### What to work on
Once the pictures are set aside, transcribe the remaining data exactly.

### Data lines
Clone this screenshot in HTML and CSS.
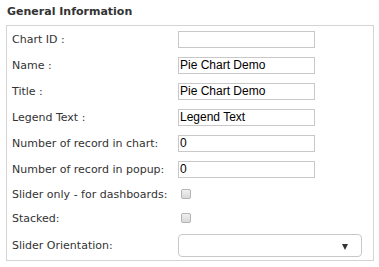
FILE: index.html
```html
<!DOCTYPE html>
<html>
<head>
  <title>General Information</title>
  <link rel="stylesheet" href="styles.css">
</head>
<body>

<h4 class="section-title">General Information</h4>

<div class="section-box">
  <table class="form-table">
    <tr class="row"><td class="label">Chart ID :</td><td><input class="text-input" type="text" value=""></td></tr>
    <tr class="row"><td class="label">Name :</td><td><input class="text-input" type="text" value="Pie Chart Demo"></td></tr>
    <tr class="row"><td class="label">Title :</td><td><input class="text-input" type="text" value="Pie Chart Demo"></td></tr>
    <tr class="row"><td class="label">Legend Text :</td><td><input class="text-input" type="text" value="Legend Text"></td></tr>
    <tr class="row"><td class="label">Number of record in chart:</td><td><input class="text-input" type="text" value="0"></td></tr>
    <tr class="row"><td class="label">Number of record in popup:</td><td><input class="text-input" type="text" value="0"></td></tr>
    <tr class="row-check"><td class="label">Slider only - for dashboards:</td><td><span class="check"></span></td></tr>
    <tr class="row-check"><td class="label">Stacked:</td><td><span class="check"></span></td></tr>
    <tr class="row-select"><td class="label">Slider Orientation:</td><td><div class="select"><span class="arrow"></span></div></td></tr>
  </table>
</div>

</body>
</html>
```

FILE: styles.css
```css
body { margin: 0; background: #fff; font-family: "DejaVu Sans", Verdana, sans-serif; color: #333; }
.section-title { margin: 0; padding: 5px 0 0 7px; height: 20px; font-size: 11px; font-weight: bold; line-height: 14px; color: #333; }
.section-box { margin-left: 6px; width: 366px; border: 1px solid #d4d4d4; }
.form-table { border-collapse: collapse; width: 100%; }
.form-table td { padding: 0; vertical-align: middle; }
.label { width: 166px; padding-left: 5px !important; font-size: 11px; color: #333; }
.row { height: 26px; }
.row-check { height: 24px; }
.row-select { height: 30px; }
.text-input { display: block; box-sizing: border-box; width: 137px; height: 17px; margin: 0; padding: 0 1px; border: 1px solid #c8c8c8; font-family: "Liberation Sans", Arial, sans-serif; font-size: 12px; color: #000; outline: none; }
.check { display: block; box-sizing: border-box; width: 10px; height: 10px; margin-left: 3px; border: 1px solid #b4b4b4; border-radius: 2px; background: linear-gradient(#f0f0f0, #d8d8d8); }
.select { position: relative; box-sizing: border-box; width: 184px; height: 23px; border: 1px solid #c8c8c8; border-radius: 4px; background: #fff; margin-top: 1px; }
.arrow { position: absolute; right: 13px; top: 9px; width: 0; height: 0; border-left: 3.5px solid transparent; border-right: 3.5px solid transparent; border-top: 6px solid #333; }
```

### Task solution
Clone this screenshot in HTML and CSS.
FILE: index.html
```html
<!DOCTYPE html>
<html>
<head>
  <title>General Information</title>
  <link rel="stylesheet" href="styles.css">
</head>
<body>

<h4 class="section-title">General Information</h4>

<div class="section-box">
  <table class="form-table">
    <tr class="row"><td class="label">Chart ID :</td><td><input class="text-input" type="text" value=""></td></tr>
    <tr class="row"><td class="label">Name :</td><td><input class="text-input" type="text" value="Pie Chart Demo"></td></tr>
    <tr class="row"><td class="label">Title :</td><td><input class="text-input" type="text" value="Pie Chart Demo"></td></tr>
    <tr class="row"><td class="label">Legend Text :</td><td><input class="text-input" type="text" value="Legend Text"></td></tr>
    <tr class="row"><td class="label">Number of record in chart:</td><td><input class="text-input" type="text" value="0"></td></tr>
    <tr class="row"><td class="label">Number of record in popup:</td><td><input class="text-input" type="text" value="0"></td></tr>
    <tr class="row-check"><td class="label">Slider only - for dashboards:</td><td><span class="check"></span></td></tr>
    <tr class="row-check"><td class="label">Stacked:</td><td><span class="check"></span></td></tr>
    <tr class="row-select"><td class="label">Slider Orientation:</td><td><div class="select"><span class="arrow"></span></div></td></tr>
  </table>
</div>

</body>
</html>
```

FILE: styles.css
```css
body { margin: 0; background: #fff; font-family: "DejaVu Sans", Verdana, sans-serif; color: #333; }
.section-title { margin: 0; padding: 5px 0 0 7px; height: 20px; font-size: 11px; font-weight: bold; line-height: 14px; color: #333; }
.section-box { margin-left: 6px; width: 366px; border: 1px solid #d4d4d4; }
.form-table { border-collapse: collapse; width: 100%; }
.form-table td { padding: 0; vertical-align: middle; }
.label { width: 166px; padding-left: 5px !important; font-size: 11px; color: #333; }
.row { height: 26px; }
.row-check { height: 24px; }
.row-select { height: 30px; }
.text-input { display: block; box-sizing: border-box; width: 137px; height: 17px; margin: 0; padding: 0 1px; border: 1px solid #c8c8c8; font-family: "Liberation Sans", Arial, sans-serif; font-size: 12px; color: #000; outline: none; }
.check { display: block; box-sizing: border-box; width: 10px; height: 10px; margin-left: 3px; border: 1px solid #b4b4b4; border-radius: 2px; background: linear-gradient(#f0f0f0, #d8d8d8); }
.select { position: relative; box-sizing: border-box; width: 184px; height: 23px; border: 1px solid #c8c8c8; border-radius: 4px; background: #fff; margin-top: 1px; }
.arrow { position: absolute; right: 13px; top: 9px; width: 0; height: 0; border-left: 3.5px solid transparent; border-right: 3.5px solid transparent; border-top: 6px solid #333; }
```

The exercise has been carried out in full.